Я вновь загнала в угол, но этот отвращал куда более, чем плен Тайфуна.

– Я всё верну, обещаю…




Глава 3

Мирэя


Через несколько дней из больницы выходила в официальном статусе «по-прежнему невеста Радмински» и с диагнозом «частичная амнезия, на фоне травмы головы и истощения».

Не смертельно, размыто и вроде как подкреплено бумажками по всем обследованиям и анализам. Хотя осмотр «меня ВЕЗДЕ» слегка покорёбил, ведь категорично заверяла, что меня не насиловали.

Но как мягко объяснили психолог и мой лечащий врач, необходимо сделать полное обследование, чтобы не пропустить каких-либо повреждений, заболеваний, инфекций…

И заключение «подивило» всех. Не то чтобы ахали и охали, но несколько минут моей девственности в разговоре с отцом было затронуто.


И уже на улице нас ожидали: папарацци, телевидение, камеры, вспышки, суета и толкотня, и это всё благодаря, как понимала, родственникам Стэфана. Им было жизненно необходимо моё возвращение и наши «отличные отношения» осветить как можно громче и ярче.

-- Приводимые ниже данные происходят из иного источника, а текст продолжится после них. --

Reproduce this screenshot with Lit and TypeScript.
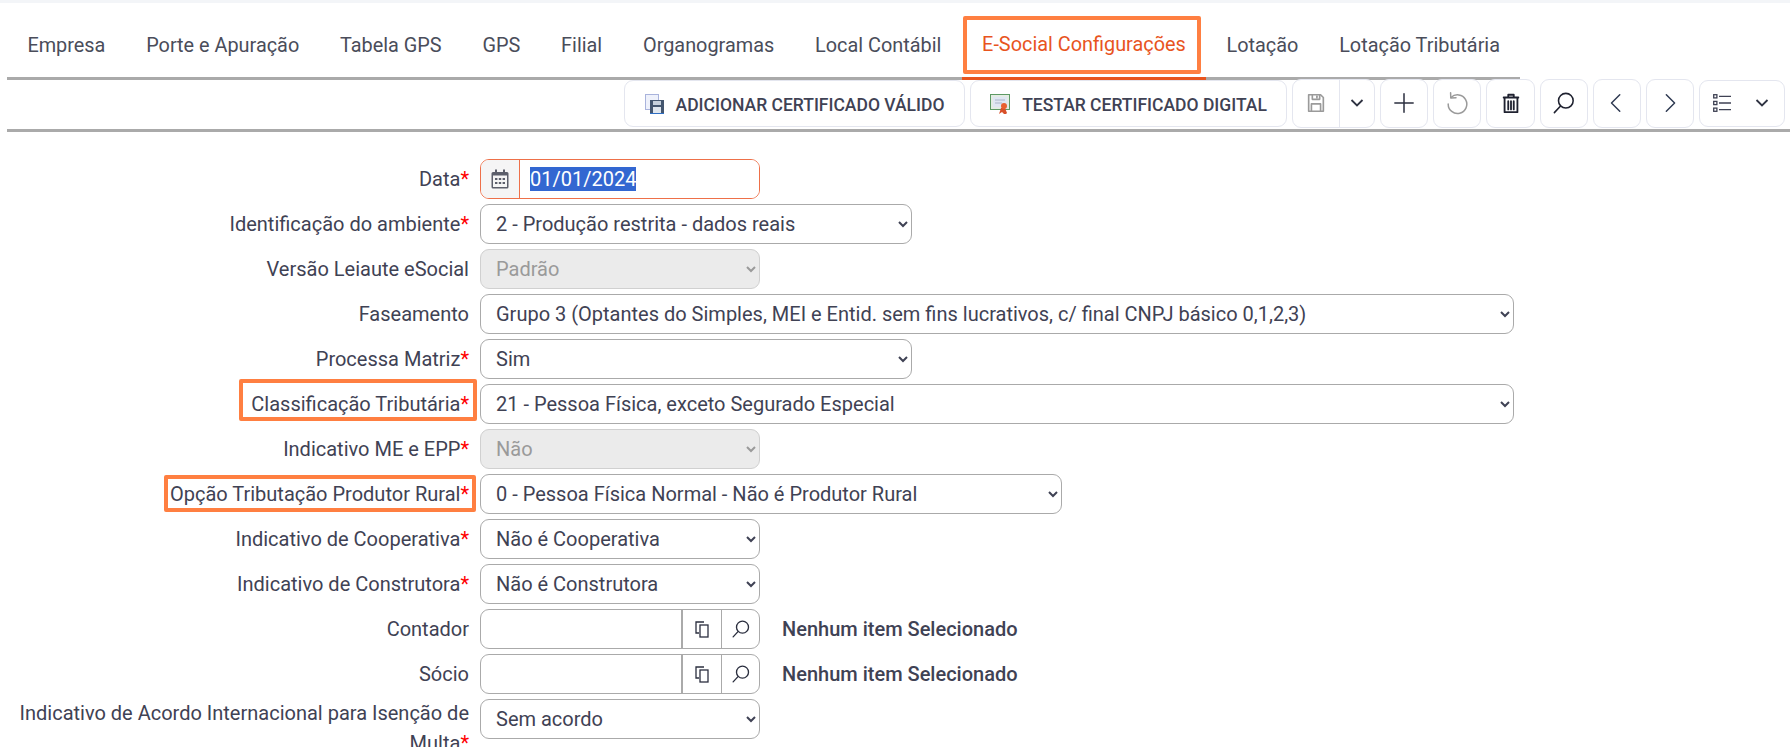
import { LitElement, html, css, svg } from "lit";
import { customElement } from "lit/decorators.js";

type Row = {
  label: string;
  req?: boolean;
  kind: "date" | "select" | "lookup";
  value?: string;
  size?: "narrow" | "medium" | "wide" | "opcao";
  disabled?: boolean;
  mark?: boolean;
};

const ROWS: Row[] = [
  { label: "Data", req: true, kind: "date" },
  { label: "Identificação do ambiente", req: true, kind: "select", size: "medium", value: "2 - Produção restrita - dados reais" },
  { label: "Versão Leiaute eSocial", kind: "select", size: "narrow", value: "Padrão", disabled: true },
  { label: "Faseamento", kind: "select", size: "wide", value: "Grupo 3 (Optantes do Simples, MEI e Entid. sem fins lucrativos, c/ final CNPJ básico 0,1,2,3)" },
  { label: "Processa Matriz", req: true, kind: "select", size: "medium", value: "Sim" },
  { label: "Classificação Tributária", req: true, kind: "select", size: "wide", value: "21 - Pessoa Física, exceto Segurado Especial", mark: true },
  { label: "Indicativo ME e EPP", req: true, kind: "select", size: "narrow", value: "Não", disabled: true },
  { label: "Opção Tributação Produtor Rural", req: true, kind: "select", size: "opcao", value: "0 - Pessoa Física Normal - Não é Produtor Rural", mark: true },
  { label: "Indicativo de Cooperativa", req: true, kind: "select", size: "narrow", value: "Não é Cooperativa" },
  { label: "Indicativo de Construtora", req: true, kind: "select", size: "narrow", value: "Não é Construtora" },
  { label: "Contador", kind: "lookup" },
  { label: "Sócio", kind: "lookup" },
  { label: "Indicativo de Acordo Internacional para Isenção de Multa", req: true, kind: "select", size: "narrow", value: "Sem acordo" },
];

const TABS = ["Empresa", "Porte e Apuração", "Tabela GPS", "GPS", "Filial", "Organogramas", "Local Contábil", "E-Social Configurações", "Lotação", "Lotação Tributária"];

const I = (w: number, body: unknown, stroke = "#3f4254", sw = 1.4) => html`<svg width=${w} height=${w} viewBox="0 0 24 24" fill="none" stroke=${stroke} stroke-width=${sw} stroke-linecap="round" stroke-linejoin="round">${body}</svg>`;

const iconAdd = html`<svg width="20" height="20" viewBox="0 0 20 20"><rect x="0.5" y="0.5" width="13" height="15" fill="#eef1fb" stroke="#a9b3dc"/><rect x="5" y="6" width="14" height="14" fill="#44566f"/><rect x="8" y="7" width="8" height="4" fill="#c6d0dc"/><rect x="8" y="13" width="8" height="7" fill="#dfe6ee"/><rect x="5" y="19" width="14" height="1" fill="#2f6fc4"/></svg>`;
const iconCert = html`<svg width="21" height="20" viewBox="0 0 21 20"><rect x="0.5" y="0.5" width="19" height="15" fill="#e3ece4" stroke="#5d9a64"/><rect x="3" y="3" width="14" height="10" fill="#dfe6f2"/><path d="M5 6h10M5 9h7" stroke="#aab6c8" stroke-width="1"/><path d="M11 14l-2 6 3-2 2 2 2 0 1-1-2-5z" fill="#d8502a"/><circle cx="14" cy="12" r="3" fill="#e8602f"/></svg>`;
const iconSave = I(22, svg`<path d="M4 3h13l3 3v15H4z"/><path d="M8 3v5h8V3"/><path d="M13 4.5v2"/><path d="M7 21v-8h10v8"/>`, "#9a9a9a", 1.8);
const iconChev = html`<svg width="14" height="14" viewBox="0 0 14 14" fill="none" stroke="#2f3342" stroke-width="1.8"><path d="M1.5 4L7 9.5 12.5 4"/></svg>`;
const iconPlus = I(20, svg`<path d="M12 1v22M1 12h22"/>`, "#2b2f3f", 1.8);
const iconUndo = I(24, svg`<path d="M6 6.5A9.3 9.3 0 1 1 3.2 13"/><path d="M5.6 1.8L5.8 7l5.2-.2"/>`, "#9a9a9a", 1.5);
const iconTrash = I(22, svg`<path d="M4 6h16M9 5V3h6v2"/><path d="M5 6.5V22h14V6.5"/><path d="M9 10v9M12 10v9M15 10v9"/>`, "#1f2230", 2);
const iconSearch = I(22, svg`<circle cx="14" cy="9.5" r="8"/><path d="M8 15.5L1.5 22.5"/>`, "#1f2230", 1.7);
const iconPrev = I(22, svg`<path d="M15 3L6 12l9 9"/>`, "#2f3a52", 1.6);
const iconNext = I(22, svg`<path d="M8 3l9 9-9 9"/>`, "#2f3a52", 1.6);
const iconList = html`<svg width="18" height="18" viewBox="0 0 18 18" fill="none" stroke="#3f4254" stroke-width="1.3"><rect x="0.7" y="0.7" width="3.2" height="3.2"/><rect x="0.7" y="7.4" width="3.2" height="3.2"/><rect x="0.7" y="14.1" width="3.2" height="3.2"/><path d="M6 2.3h12M6 9h12M6 15.7h12"/></svg>`;
const iconCal = html`<svg width="18" height="20" viewBox="0 0 18 20"><path d="M2 3h14a1.5 1.5 0 0 1 1.5 1.5V18a1.5 1.5 0 0 1-1.5 1.5H2A1.5 1.5 0 0 1 .5 18V4.5A1.5 1.5 0 0 1 2 3z" fill="#5c5f6b"/><rect x="4" y="0.5" width="2" height="4" fill="#5c5f6b"/><rect x="12" y="0.5" width="2" height="4" fill="#5c5f6b"/><rect x="2" y="6.5" width="14" height="11.5" fill="#f5f5f5"/><g fill="#5c5f6b"><rect x="4" y="9" width="2.4" height="2"/><rect x="7.8" y="9" width="2.4" height="2"/><rect x="11.6" y="9" width="2.4" height="2"/><rect x="4" y="13" width="2.4" height="2"/><rect x="7.8" y="13" width="2.4" height="2"/><rect x="11.6" y="13" width="2.4" height="2"/></g></svg>`;
const iconCopy = html`<svg width="15" height="17" viewBox="0 0 15 17" fill="none" stroke="#2b2f3f" stroke-width="1.3"><path d="M9 1H1v11h3"/><rect x="5" y="4" width="8" height="12" fill="#fff"/></svg>`;
const iconFind = I(18, svg`<circle cx="14" cy="9.5" r="8"/><path d="M8 15.5L1.5 22.5"/>`, "#2b2f3f", 1.8);

@customElement("app-root")
export class AppRoot extends LitElement {
  static styles = css`
    :host {
      display: block;
      height: 747px;
      overflow: hidden;
      background: #fff;
      font-family: Roboto, "Liberation Sans", sans-serif;
      font-size: 20px;
      color: #3f4254;
      box-sizing: border-box;
      border-top: 3px solid #f3f5f8;
    }
    *, *::before, *::after { box-sizing: border-box; }
    .page { margin-left: 7px; position: relative; }
    .tabs {
      display: flex;
      width: 1513px;
      height: 77px;
      border-bottom: 3px solid #aaaaaa;
    }
    .tab {
      padding: 8px 20.4px 0;
      height: 77px;
      display: flex;
      align-items: center;
      color: #4a4d5a;
      white-space: nowrap;
      font-size: 19.88px;
    }
    .tab.active {
      color: #e8541e;
      border-bottom: 3px solid #e8541e;
      position: relative;
    }
    .tab.active::after {
      content: "";
      position: absolute;
      left: 1px; right: 5px; top: 13px; bottom: 3px;
      border: 4px solid #ff7f41;
      border-radius: 2px;
    }
    .toolbar {
      display: flex;
      justify-content: flex-end;
      align-items: center;
      gap: 5px;
      height: 52px;
      padding: 0 5px 3px 0;
      border-bottom: 3px solid #aaaaaa;
    }
    .btn {
      height: 49px;
      border: 1px solid #e4e6ef;
      border-radius: 9px;
      background: #fff;
      display: flex;
      align-items: center;
      justify-content: center;
    }
    .btn.square { width: 48px; }
    .btn.trash { width: 49px; }
    .btn.text {
      height: 47px;
      gap: 11px;
      font-weight: 500;
      font-size: 17.5px;
      padding: 2px 0 0;
      color: #3f4254;
    }
    .btn.text > span { margin-top: 2px; }
    .btn.add { width: 341px; }
    .btn.test { width: 317px; }
    .btn.group { width: 83px; padding: 0; }
    .btn.group > span { display: flex; align-items: center; justify-content: center; height: 100%; }
    .btn.group > span:first-child { width: 47px; border-right: 1px solid #e4e6ef; }
    .btn.group > span:last-child { flex: 1; }
    .btn.list { width: 86px; height: 47px; gap: 24px; padding-right: 2px; }
    .form {
      display: flex;
      flex-direction: column;
      gap: 5px;
      padding-top: 27px;
    }
    .row {
      display: grid;
      grid-template-columns: 462px auto;
      column-gap: 11px;
      min-height: 40px;
    }
    .label {
      display: flex;
      justify-content: flex-end;
      align-items: center;
      text-align: right;
      line-height: 1.5;
      padding-left: 10px;
    }
    .label .t { position: relative; display: block; }
    .req { color: #ff0000; }
    .label.mark .t::after {
      content: "";
      position: absolute;
      border: 4px solid #ff7f41;
      border-radius: 2px;
      top: -10px;
      bottom: -2px;
      left: -12px;
      right: -8px;
    }
    .label.mark.second .t::after {
      left: -6px;
      right: -7px;
      top: -4px;
      bottom: -3px;
    }
    .label.multi { align-items: flex-start; margin-top: -1px; }
    select {
      font: inherit;
      color: #3f4254;
      height: 40px;
      border: 1px solid #aaaaaa;
      border-radius: 9px;
      background-color: #fff;
      padding: 0 8px 0 11px;
      display: block;
    }
    select:disabled {
      background-color: #ebebeb;
      border-color: #d0d0d0;
      color: #9a9a9a;
      opacity: 1;
    }
    .narrow { width: 280px; }
    .medium { width: 432px; }
    .wide { width: 1034px; }
    .opcao { width: 582px; }
    .date {
      width: 280px;
      height: 40px;
      display: flex;
      border: 1px solid #ee7049;
      border-radius: 9px;
      overflow: hidden;
    }
    .date .addon {
      width: 39px;
      background: #f5f5f5;
      border-right: 1px solid #ee7049;
      display: flex;
      align-items: center;
      justify-content: center;
    }
    .date input {
      flex: 1;
      min-width: 0;
      border: 0;
      outline: 0;
      font: inherit;
      color: #3f4254;
      padding: 0 10px;
      background: #fff;
    }
    .date input::selection { background: #3367d1; color: #fff; }
    .lookup { display: flex; align-items: center; gap: 22px; }
    .lookup .box {
      width: 280px;
      height: 40px;
      display: flex;
      border: 1px solid #aaaaaa;
      border-radius: 9px;
      overflow: hidden;
    }
    .lookup .field { flex: 1; border-right: 2px solid #aaaaaa; }
    .lookup .b {
      width: 38px;
      display: flex;
      align-items: center;
      justify-content: center;
    }
    .lookup .b + .b { border-left: 1px solid #aaaaaa; }
    .none { font-weight: 500; white-space: nowrap; }
  `;

  firstUpdated() {
    const inp = this.renderRoot.querySelector<HTMLInputElement>(".date input");
    if (inp) { inp.focus(); inp.select(); }
  }

  private renderField(r: Row) {
    if (r.kind === "date") {
      return html`<div class="date"><span class="addon">${iconCal}</span><input type="text" value="01/01/2024" /></div>`;
    }
    if (r.kind === "lookup") {
      return html`<div class="lookup"><div class="box"><span class="field"></span><span class="b">${iconCopy}</span><span class="b">${iconFind}</span></div><span class="none">Nenhum item Selecionado</span></div>`;
    }
    return html`<div><select class=${r.size ?? "narrow"} ?disabled=${r.disabled}><option>${r.value}</option></select></div>`;
  }

  render() {
    return html`<div class="page">
      <nav class="tabs">
        ${TABS.map((t) => html`<div class="tab ${t.startsWith("E-Social") ? "active" : ""}">${t}</div>`)}
      </nav>
      <div class="toolbar">
        <div class="btn text add">${iconAdd}<span>ADICIONAR CERTIFICADO VÁLIDO</span></div>
        <div class="btn text test">${iconCert}<span>TESTAR CERTIFICADO DIGITAL</span></div>
        <div class="btn group"><span>${iconSave}</span><span>${iconChev}</span></div>
        <div class="btn square">${iconPlus}</div>
        <div class="btn square">${iconUndo}</div>
        <div class="btn trash">${iconTrash}</div>
        <div class="btn square">${iconSearch}</div>
        <div class="btn square">${iconPrev}</div>
        <div class="btn square">${iconNext}</div>
        <div class="btn list">${iconList}${iconChev}</div>
      </div>
      <div class="form">
        ${ROWS.map((r) => html`<div class="row">
          <label class="label ${r.mark ? "mark" : ""} ${r.label.startsWith("Opção") ? "second" : ""} ${r.label.length > 50 ? "multi" : ""}">
            <span class="t">${r.label}${r.req ? html`<span class="req">*</span>` : ""}</span>
          </label>
          ${this.renderField(r)}
        </div>`)}
      </div>
    </div>`;
  }
}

Мы все вышли с улыбками на лицах, но примирением родителей было только для камер. На деле… Отец и мать Стэфана на папу продолжали обижаться.


Так что первой целью для меня стало, как можно быстрее сгладить конфликт. Да, вот такого рода проституция/дипломатия. Смягчала своё отношения к их сыну, умалчивая о нём нелицеприятное. И всячески оправдывала поведение отца:

– Горе часто затмевает разум и когда боль становится невыносимой, ополчаешь на весь мир. Ищешь виновных, потому что отчаялся…

– Ты так говоришь, будто сама пережила подобное, – хмыкнул Стэф, когда я своё видение озвучила за общим столом в гостях у Радмински.

Я потупила взгляд, до мурашек вспоминая заточение на острове. Своё отчаянье, страхи, безысходность, опустошение, злость…

– Так и есть, – кивнула, без охоты ковыряясь вилкой в идеально приготовленной говядине на дорогой тарелке безупречно сервированного стола.– Когда остаёшься один на один со своим горем, когда нет никого, кто бы поддержал, облегчив боль от одиночества, многое переосмысливаешь.

– Прости, – тихо обронил Стэфан, перестав улыбаться.

Его родители тоже замерли и на меня чуть настороженно уставились, словно боялись, что сейчас вывалю жуткую правду, как случилось на самом деле. И, конечно, облечу в виновности их сыночка.

Но правда заключалась в том, что он не был виновен.

Не честен со мной – да.

Подл – да.

Неуважителен – без сомнения, но в том, что упала с яхты – нет!

Да и чего греха таить, я ему была навязана.

Не самая красивая, толстая, малолетняя, глупая. Только выгодная партия: дочь нужного им человека.

Так что мы оба были заложниками обстоятельств!

Он старался быть милым.

При его воспитании, красоте, популярности, избалованности, вседозволенности… у него это получилось отчасти.

И зла держать на него не собиралась, хотя глубоко в душе осадок остался. Но я сильная, переживу. Тем более за это время я уже слова Радмински в свой адрес перебрала от и до.

«Рэя может быть толстой, глупой, наивной, но чего не отнять, она настоящая и не такая развратная и подлая как ты, дорогая… Смирись, эта пышная булочка станет моей женой!»

Почти комплимент…

– Я идиот, – искренне повинился Стэфан. – Ляпнул, не подумав. Сложно было? – секундой погодя. – Выживать… – пояснил осторожно, словно опасался, что мог меня обидеть репликой или тем, что напомнил о случившемся.

– Никому не пожелаю, – кивнула в стол.

– Ты стала что-то вспоминать? – в наш разговор вклинилась мать Стэфана.

– Не то чтобы, – тотчас съехала с щекотливой темы. – Рада, что память решила мне облегчить жизнь и стёрла из воспоминаний почти всё. Ничего цельного, но я остро помню то самое жуткое чувство… бессилия, отчаянья… – пожевала слова. – Поэтому, как никогда понимаю, что любые ссоры и конфликты нужно уметь гасить. Нельзя позволять обстоятельствам нас рассоривать, – выдавила милую улыбку. – Мы сильны друг другом, и, чтобы понимать лучше, что в душе страждущего, нужно ставить себя на его место, – поумничала, изо всех сил стараясь произвести впечатление.